On May 3, 1917, Miss Maud Haldeman (1874–1931), along with seventeen other women, formed the Woman's Humane League of Lancaster County, Pennsylvania. The organization's stated purpose was as follows:
This corporation is founded for the prevention of cruelty to, and care of, children, girls, aged persons, and animals within the Commonwealth of Pennsylvania, and to enforce all laws enacted by the Pennsylvania legislature or by Congress for the protection of the children, girls, aged persons and animals As social service agencies began to address the problems of woman and children, the League turned its attention exclusively to animal welfare. Although for 20 years complaints were investigated and resolved, no shelter was available for homeless animals until 1937, when animals were temporarily housed in kennels, fairgrounds and other locations in the area.. A "Men's Advisory Committee" was formed in 1946 to assist the ladies, and soon thereafter, in 1947, the word "Woman's" was omitted from the name and formally changed to The Humane League of Lancaster County.

Since April 2006, Franklin and Marshall College, Archives & Special Collections, Shadek-Fackenthal Library, has been the official custodian of the records of the Woman's Humane League of Lancaster County.

== Today ==

2007 marked the 90th anniversary of the Humane League of Lancaster County, which is located today on Lincoln Highway East, Lancaster, Pennsylvania, with 30 staff members and over 150 volunteers. Maud Haldeman died in 1931 and bequeathed her estate to the Humane League of Lancaster County (unofficially estimated at over $200,000, or $ in dollars). Her legacy has been honored through the formation of the Maud Haldeman Society, a group of individuals who have included the Humane League in their estate planning through bequests or beneficiary designations.
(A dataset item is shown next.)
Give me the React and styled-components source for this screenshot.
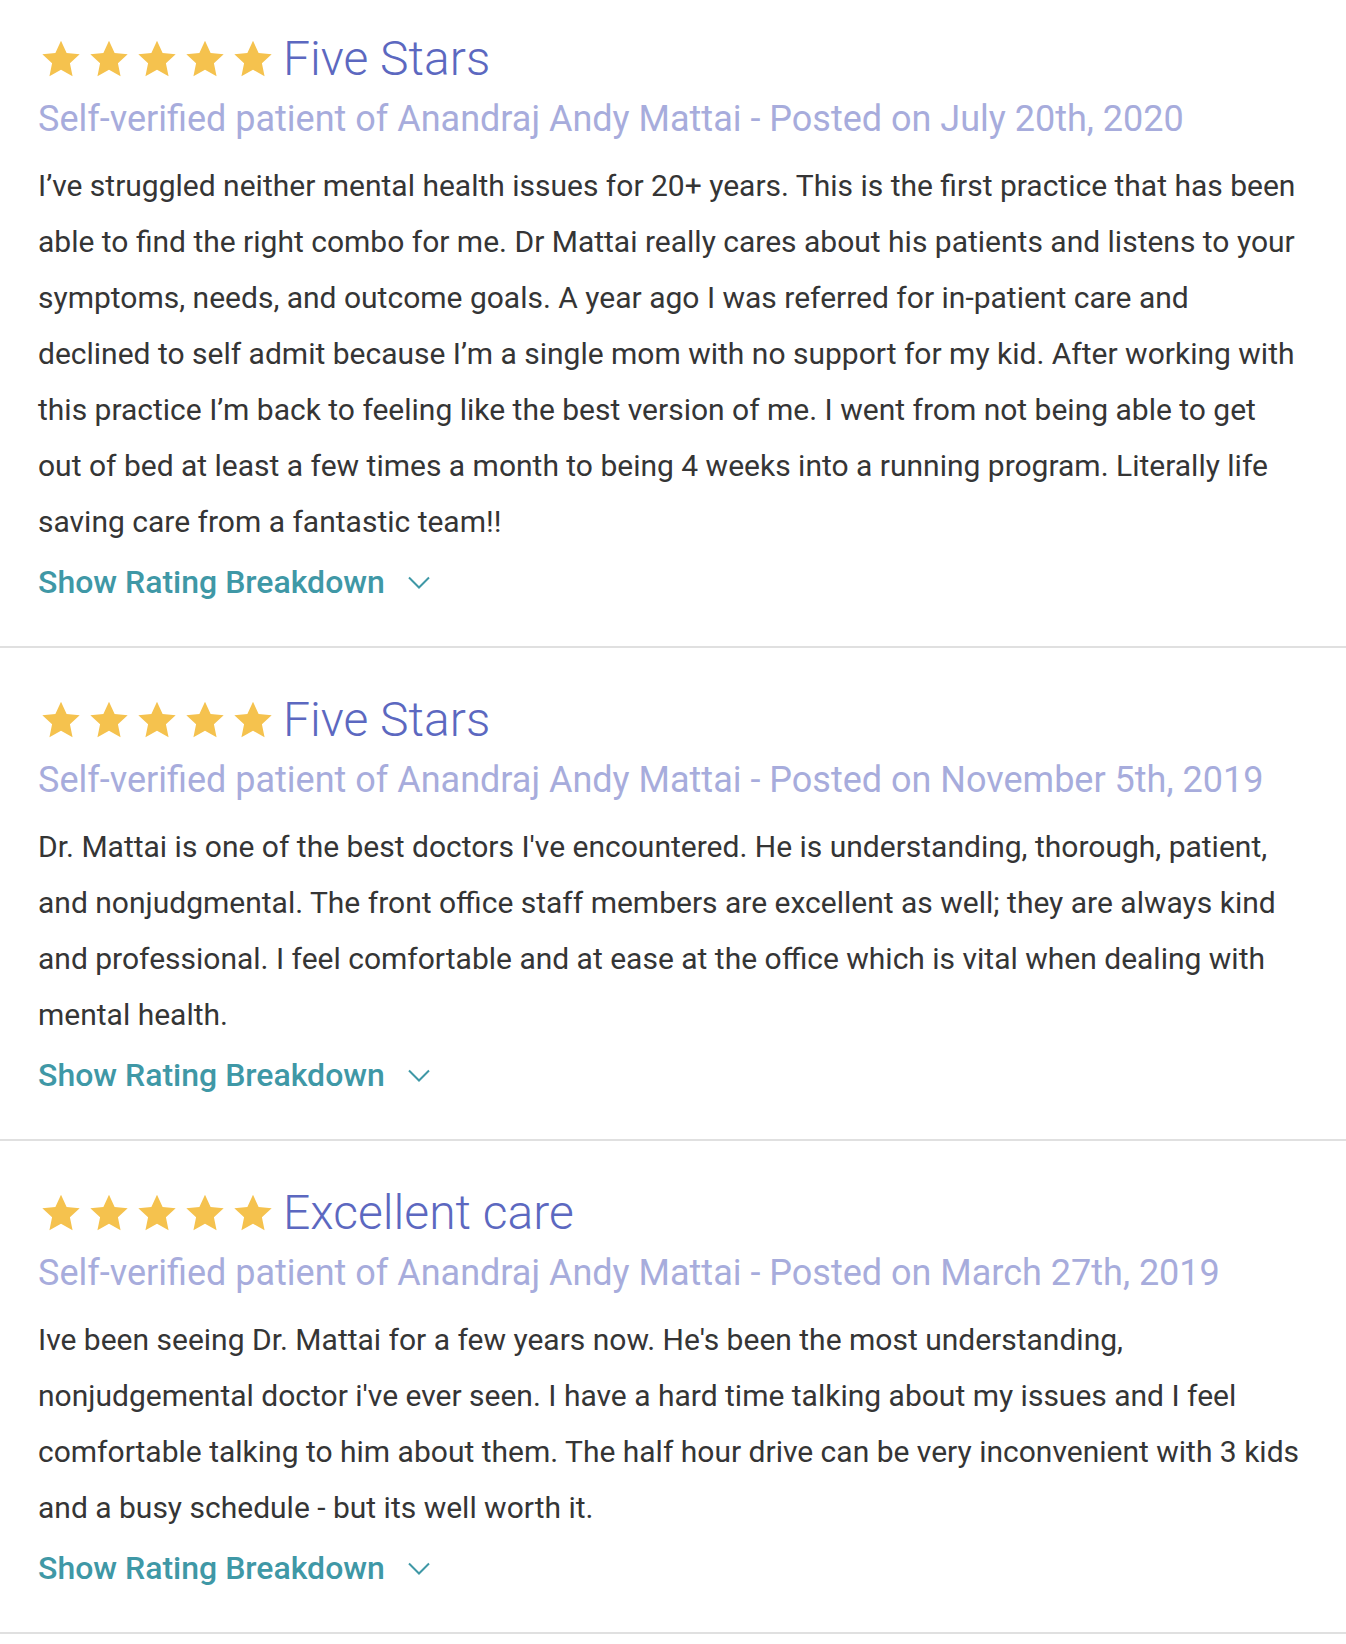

In June of 2020, Karel Minor, the CEO of Humane League of Lancaster County, posted on Facebook "She's got her knee on life's neck like it's a minority in Minnesota, That's probably too soon", making light of the murder of George Floyd which had occurred weeks prior. Minor resigned as director of the Owen J. Roberts School Board but remains CEO of Humane League.

==Feral cat policy==

Beginning September 1, 2008, the Humane League adopted a "trap–neuter–return" policy and will no longer accept feral cats for euthanasia. Instead, interested parties are asked to schedule an appointment to have the cat spayed or neutered for a minimal fee. Traps are available for rental from the League. A trapped cat may be brought to the scheduled appointment, picked up post-surgery and returned to the wild.